INFORMATION SUPPLIED ▸
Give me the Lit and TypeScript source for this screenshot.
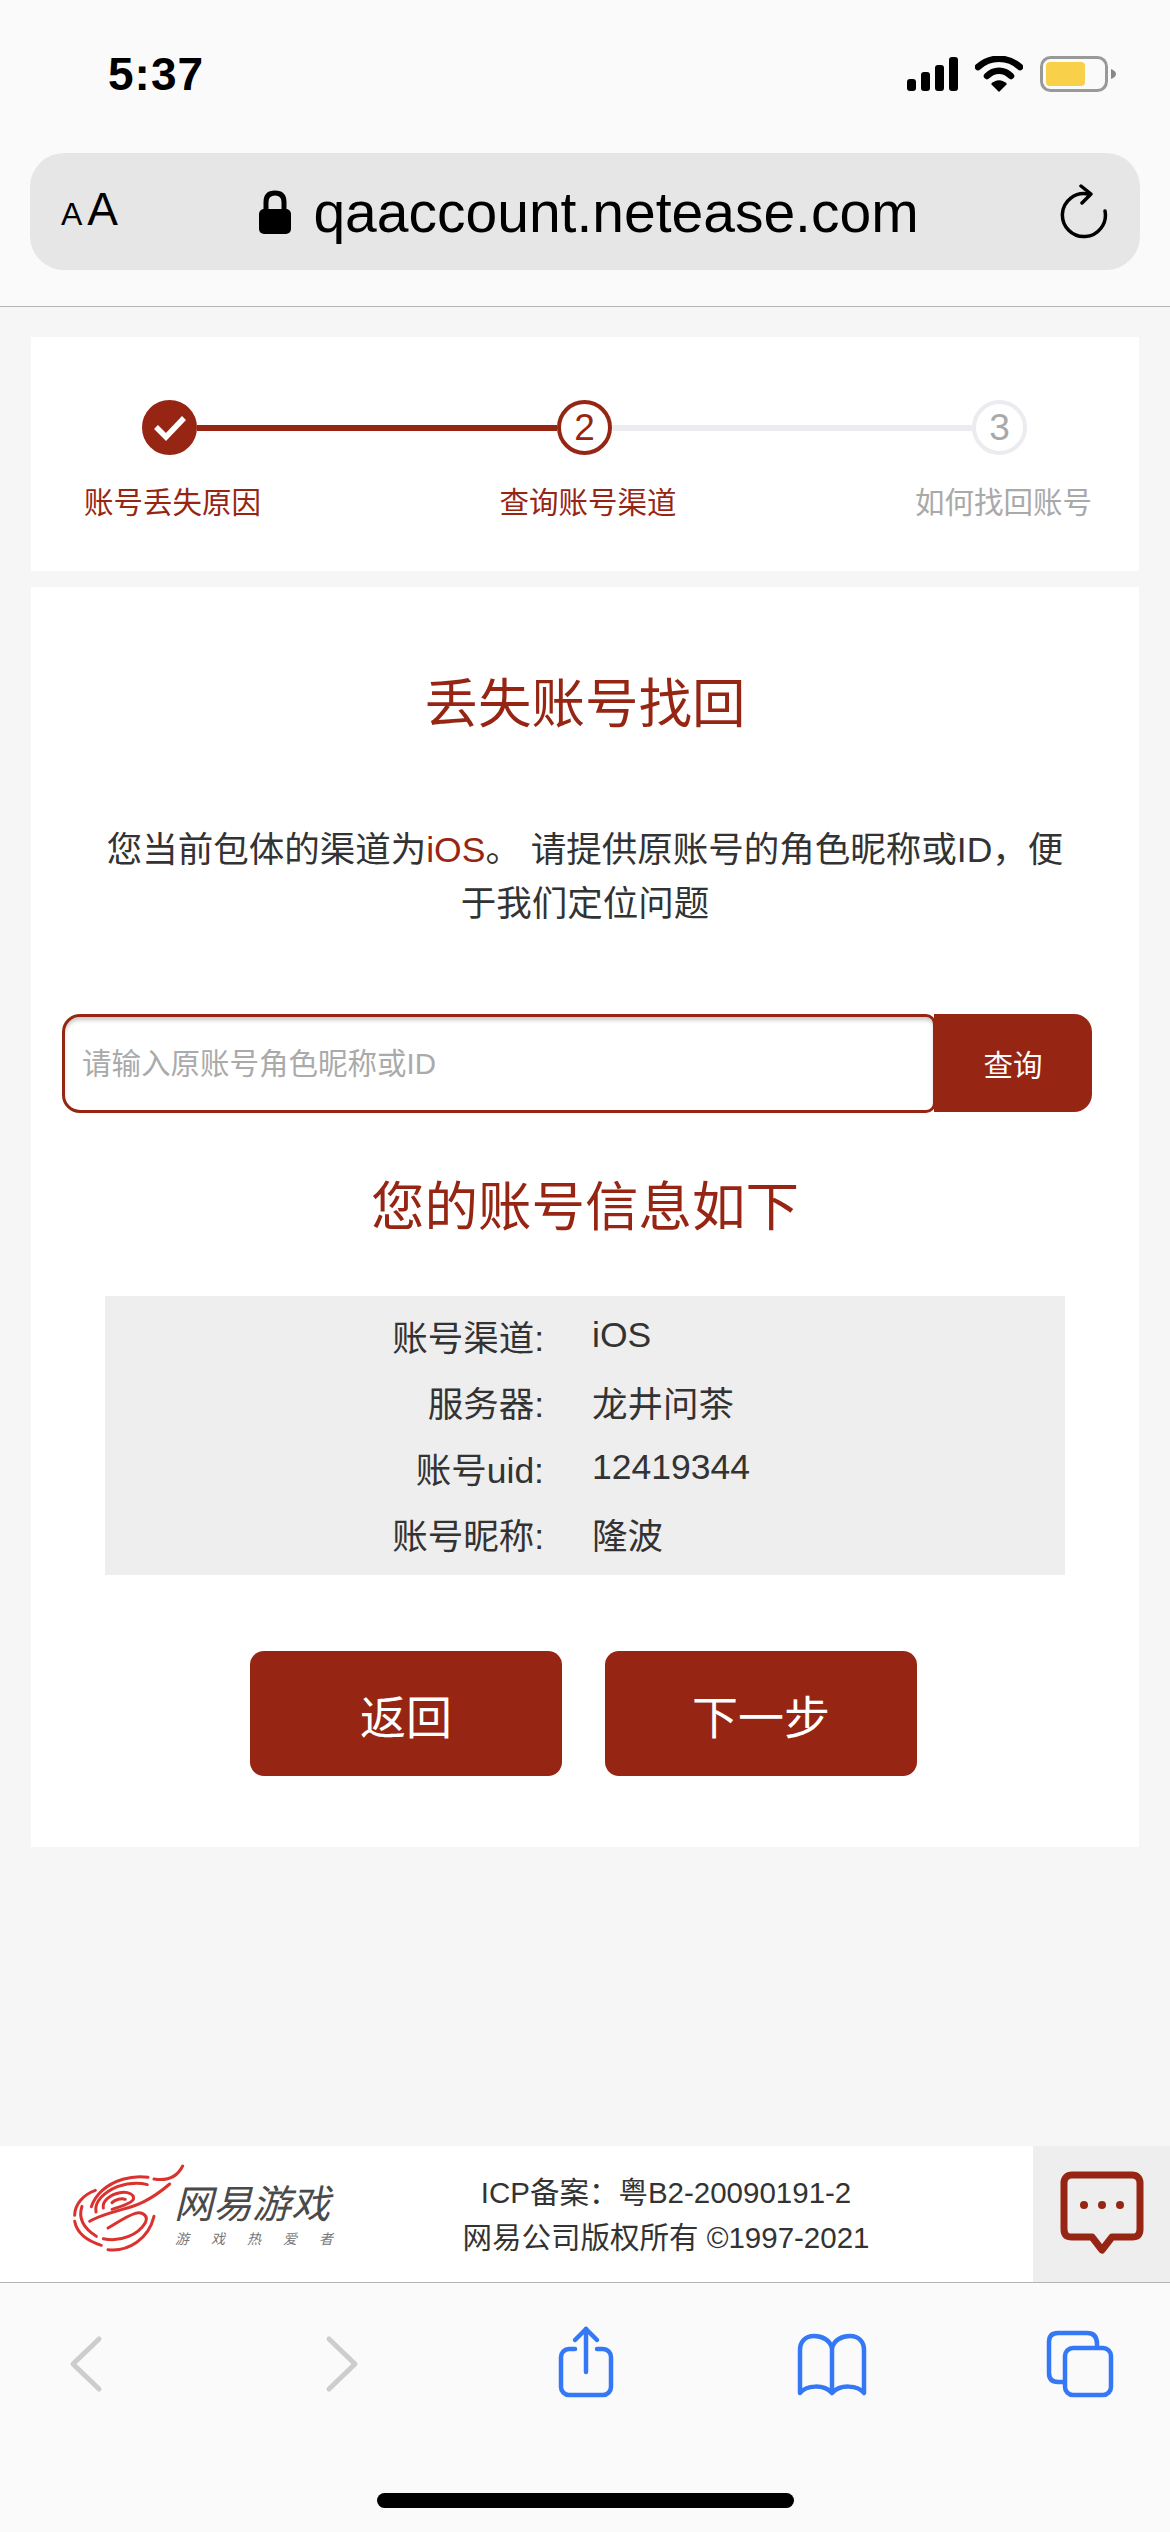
import { LitElement, html, css } from 'lit';
import { customElement } from 'lit/decorators.js';

const rows = [
  ['账号渠道:', 'iOS'],
  ['服务器:', '龙井问茶'],
  ['账号uid:', '12419344'],
  ['账号昵称:', '隆波'],
];

@customElement('app-root')
export class AppRoot extends LitElement {
  static styles = css`
    :host {
      display: block;
      width: 1170px;
      font-family: "Liberation Sans", "Noto Sans CJK SC", sans-serif;
      color: #333;
    }
    .page {
      display: flex;
      flex-direction: column;
      height: 2532px;
      background: #f6f6f6;
      overflow: hidden;
    }
    .chrome {
      height: 306px;
      box-sizing: border-box;
      background: #fafafa;
      border-bottom: 1px solid #b4b4b4;
      flex: none;
      box-sizing: content-box;
    }
    .status {
      height: 148px;
      padding: 0 54px 0 108px;
      display: flex;
      align-items: center;
      justify-content: space-between;
      margin-bottom: 5px;
    }
    .time {
      font-size: 46px;
      font-weight: 700;
      color: #000;
      letter-spacing: 1px;
    }
    .status-icons {
      display: flex;
      align-items: center;
      gap: 17px;
    }
    .status-icons svg {
      display: block;
    }
    .urlbar {
      height: 117px;
      margin: 0 30px;
      padding: 0 32px 0 31px;
      background: #e6e6e6;
      border-radius: 34px;
      display: flex;
      align-items: center;
      color: #000;
    }
    .aa {
      display: flex;
      align-items: baseline;
      gap: 5px;
      font-size: 46px;
      line-height: 50px;
    }
    .aa span {
      font-size: 32px;
    }
    .url {
      flex: 1;
      display: flex;
      align-items: center;
      justify-content: center;
      gap: 22px;
      font-size: 57px;
    }
    .card {
      background: #fff;
      margin: 0 31px;
      flex: none;
    }
    .steps {
      margin-top: 30px;
      height: 234px;
    }
    .track {
      display: flex;
      align-items: center;
      padding: 63px 112px 0 111px;
    }
    .dot {
      width: 55px;
      height: 55px;
      box-sizing: border-box;
      border-radius: 50%;
      border: 4px solid #962613;
      display: flex;
      align-items: center;
      justify-content: center;
      font-size: 37px;
      color: #962613;
      flex: none;
    }
    .dot.done {
      background: #962613;
    }
    .dot.todo {
      border-color: #ebebf0;
      color: #a9a9a9;
    }
    .line {
      flex: 1;
      height: 6px;
      background: #962613;
    }
    .line.todo {
      background: #ebebf0;
    }
    .labels {
      display: flex;
      justify-content: space-between;
      padding: 28px 47px 0 53px;
      font-size: 29.5px;
      line-height: 40px;
      color: #962613;
    }
    .labels .todo {
      color: #a9a9a9;
    }
    .main {
      margin-top: 16px;
      padding: 83px 0 71px;
    }
    h1 {
      margin: 0;
      font-size: 53.5px;
      line-height: 70px;
      font-weight: 400;
      text-align: center;
      color: #962613;
    }
    .intro {
      width: 980px;
      margin: 83px auto;
      font-size: 35.5px;
      line-height: 54px;
      text-align: center;
    }
    .intro em {
      font-style: normal;
      color: #962613;
    }
    .search {
      display: flex;
      margin: 0 47px 0 31px;
      height: 98px;
    }
    .search input {
      flex: 1;
      min-width: 0;
      height: 99px;
      box-sizing: border-box;
      margin: 0 -2px 0 0;
      padding: 0 0 0 17px;
      border: 3px solid #962613;
      border-radius: 18px 10px 10px 18px;
      outline: none;
      background: #fff;
      box-shadow: inset 0 4px 4px -1px rgba(0, 0, 0, 0.22);
      font: inherit;
      font-size: 29.5px;
      position: relative;
      z-index: 1;
    }
    .search input::placeholder {
      color: #aaa;
      opacity: 1;
    }
    .search button {
      width: 158px;
      border: 0;
      padding: 0;
      background: #962613;
      color: #fff;
      border-radius: 0 18px 18px 0;
      font: inherit;
      font-size: 29.5px;
    }
    h2 {
      margin: 61px 0 53px;
      font-size: 53.5px;
      line-height: 70px;
      font-weight: 400;
      text-align: center;
      color: #962613;
    }
    .info {
      margin: 0 74px;
      padding: 6px 0 9px;
      background: #eee;
      display: grid;
      grid-template-columns: 439px 1fr;
      column-gap: 48px;
      grid-auto-rows: 66px;
      align-items: center;
      font-size: 35.5px;
    }
    .info .key {
      text-align: right;
    }
    .actions {
      display: flex;
      justify-content: center;
      gap: 43px;
      margin-top: 76px;
      padding-right: 3px;
    }
    .actions button {
      width: 312px;
      height: 125px;
      border: 0;
      border-radius: 14px;
      background: #962613;
      color: #fff;
      font: inherit;
      font-size: 46px;
    }
    .grow {
      flex: 1;
    }
    .footer {
      height: 136px;
      flex: none;
      display: flex;
      background: #fff;
      border-bottom: 1px solid #b4b4b4;
    }
    .logo {
      width: 299px;
      flex: none;
      box-sizing: border-box;
      padding: 18px 0 0 72px;
      position: relative;
    }
    .logo svg {
      display: block;
    }
    .brand {
      position: absolute;
      left: 174px;
      top: 36px;
      font-size: 39px;
      line-height: 46px;
      color: #4a4a4a;
      white-space: nowrap;
      font-style: italic;
    }
    .slogan {
      position: absolute;
      left: 175px;
      top: 84px;
      width: 158px;
      display: flex;
      justify-content: space-between;
      font-size: 14px;
      line-height: 18px;
      color: #777;
      font-style: italic;
    }
    .legal {
      flex: 1;
      text-align: center;
      padding-top: 24px;
      font-size: 29.5px;
      line-height: 45px;
    }
    .chat {
      width: 137px;
      flex: none;
      background: #eee;
      padding: 25px 0 0 27px;
      box-sizing: border-box;
    }
    .chat svg {
      display: block;
    }
    .toolbar {
      flex: none;
      height: 249px;
      box-sizing: border-box;
      background: #fafafa;
      padding-top: 39px;
    }
    .tools {
      display: flex;
      justify-content: space-between;
      padding: 0 50px 0 46px;
    }
    .tools svg {
      display: block;
      fill: none;
      stroke: #3478f6;
      stroke-width: 4.5;
      stroke-linecap: round;
      stroke-linejoin: round;
    }
    .tools svg.off {
      stroke: #cdcdcd;
      stroke-width: 5;
    }
    .home {
      width: 417px;
      height: 15px;
      margin: 91px auto 0;
      border-radius: 8px;
      background: #000;
    }
  `;

  private renderFlame() {
    return html`<svg width="114" height="90" viewBox="92 68 342 270" fill="none" stroke="#d9322f" stroke-width="9" stroke-linecap="round">
      <path d="M424 74C410 102 382 120 338 113" />
      <path d="M320 108C270 100 215 118 182 148C166 163 156 178 150 196" />
      <path d="M162 147C125 160 100 190 100 222" />
      <path d="M100 240C106 272 135 298 180 312" />
      <path d="M200 325C262 332 322 292 338 225" />
      <path d="M122 195C112 225 122 258 165 285" />
      <path d="M186 292C240 304 292 278 312 244C322 224 304 210 282 216C255 224 225 246 200 260" />
      <path d="M145 240C170 225 205 215 240 205C280 195 325 180 385 128" />
      <path d="M164 212C158 180 190 152 228 136C252 128 286 122 318 130" />
      <path d="M186 200C182 180 205 160 235 154C262 150 280 160 276 174C270 186 238 196 212 204" />
      <path d="M212 184C222 174 240 170 252 174" />
    </svg>`;
  }

  render() {
    return html`
      <div class="page">
        <div class="chrome">
          <div class="status">
            <span class="time">5:37</span>
            <div class="status-icons">
              <svg width="51" height="34" viewBox="0 0 51 34" fill="#000">
                <rect x="0" y="22" width="9" height="12" rx="3" />
                <rect x="14" y="15" width="9" height="19" rx="3" />
                <rect x="28" y="8" width="9" height="26" rx="3" />
                <rect x="42" y="0" width="9" height="34" rx="3" />
              </svg>
              <svg width="48" height="36" viewBox="0 0 48 36">
                <path d="M3 11C15 0 33 0 45 11" fill="none" stroke="#000" stroke-width="6.5" stroke-linecap="round" />
                <path d="M12 20C19 13 29 13 36 20" fill="none" stroke="#000" stroke-width="6.5" stroke-linecap="round" />
                <path d="M16 28C21 23 27 23 32 28L24 36Z" fill="#000" />
              </svg>
              <svg width="76" height="36" viewBox="0 0 76 36">
                <rect x="1.5" y="1.5" width="65" height="33" rx="9" fill="none" stroke="#999" stroke-width="3" />
                <rect x="6" y="6" width="39" height="24" rx="4" fill="#f8d04a" />
                <path d="M71 13C74 14 76 16 76 18C76 20 74 22 71 23Z" fill="#888" />
              </svg>
            </div>
          </div>
          <div class="urlbar">
            <div class="aa"><span>A</span>A</div>
            <div class="url">
              <svg width="32" height="44" viewBox="0 0 32 44">
                <path d="M7 20V12C7 6 10 3 16 3C22 3 25 6 25 12V20" fill="none" stroke="#000" stroke-width="5" />
                <rect x="0" y="19" width="32" height="25" rx="5" fill="#000" />
              </svg>
              <span>qaaccount.netease.com</span>
            </div>
            <svg width="48" height="56" viewBox="0 0 48 56" fill="none" stroke="#000" stroke-width="3.5" stroke-linecap="round" stroke-linejoin="round">
              <path d="M28 10A21.5 21.5 0 1 0 45 27" />
              <path d="M21 2L31 10L22 19" />
            </svg>
          </div>
        </div>

        <div class="card steps">
          <div class="track">
            <div class="dot done">
              <svg width="34" height="26" viewBox="0 0 34 26" fill="none" stroke="#fff" stroke-width="5.5">
                <path d="M3 12L13 22L31 3" />
              </svg>
            </div>
            <div class="line"></div>
            <div class="dot">2</div>
            <div class="line todo"></div>
            <div class="dot todo">3</div>
          </div>
          <div class="labels">
            <span>账号丢失原因</span>
            <span>查询账号渠道</span>
            <span class="todo">如何找回账号</span>
          </div>
        </div>

        <div class="card main">
          <h1>丢失账号找回</h1>
          <p class="intro">您当前包体的渠道为<em>iOS</em>。 请提供原账号的角色昵称或ID，便于我们定位问题</p>
          <div class="search">
            <input type="text" placeholder="请输入原账号角色昵称或ID" />
            <button>查询</button>
          </div>
          <h2>您的账号信息如下</h2>
          <div class="info">
            ${rows.map(([k, v]) => html`<div class="key">${k}</div><div>${v}</div>`)}
          </div>
          <div class="actions">
            <button>返回</button>
            <button>下一步</button>
          </div>
        </div>

        <div class="grow"></div>

        <div class="footer">
          <div class="logo">
            ${this.renderFlame()}
            <div class="brand">网易游戏</div>
            <div class="slogan"><span>游</span><span>戏</span><span>热</span><span>爱</span><span>者</span></div>
          </div>
          <div class="legal">ICP备案：粤B2-20090191-2<br />网易公司版权所有 ©1997-2021</div>
          <div class="chat">
            <svg width="84" height="84" viewBox="0 0 84 84">
              <path d="M12 4H72C77 4 80 7 80 12V58C80 64 77 66 72 66H52L42 79L32 66H12C7 66 4 64 4 58V12C4 7 7 4 12 4Z" fill="none" stroke="#962613" stroke-width="7" stroke-linejoin="round" />
              <circle cx="24" cy="34" r="4" fill="#962613" />
              <circle cx="42" cy="34" r="4" fill="#962613" />
              <circle cx="60" cy="34" r="4" fill="#962613" />
            </svg>
          </div>
        </div>

        <div class="toolbar">
          <div class="tools">
            <svg class="off" width="80" height="80" viewBox="0 0 80 80"><path d="M53 17L27 42L53 67" /></svg>
            <svg class="off" width="80" height="80" viewBox="0 0 80 80"><path d="M34 17L60 42L34 67" /></svg>
            <svg width="80" height="80" viewBox="0 0 80 80">
              <path d="M32 27H26A8 8 0 0 0 18 35V65A8 8 0 0 0 26 73H60A8 8 0 0 0 68 65V35A8 8 0 0 0 60 27H54" />
              <path d="M43 50V7" />
              <path d="M32 18L43 7L54 18" />
            </svg>
            <svg width="80" height="80" viewBox="0 0 80 80">
              <path d="M40 26C38 18 30 14 22 14C13 14 8 20 8 28V71C14 63 32 62 40 71C48 62 66 63 72 71V28C72 20 67 14 58 14C50 14 42 18 40 26Z" />
              <path d="M40 26V68" />
            </svg>
            <svg width="80" height="80" viewBox="0 0 80 80">
              <rect x="25" y="26" width="46" height="47" rx="8" />
              <path d="M23 60H18C12 60 9 57 9 51V20C9 14 12 11 18 11H47C53 11 57 14 57 22V24" />
            </svg>
          </div>
          <div class="home"></div>
        </div>
      </div>
    `;
  }
}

EXERCISE TASK ▸ Some lines of the data may hold the word "this". Say how many do, with nothing else.

PROBLEM SOLUTION ▸ 2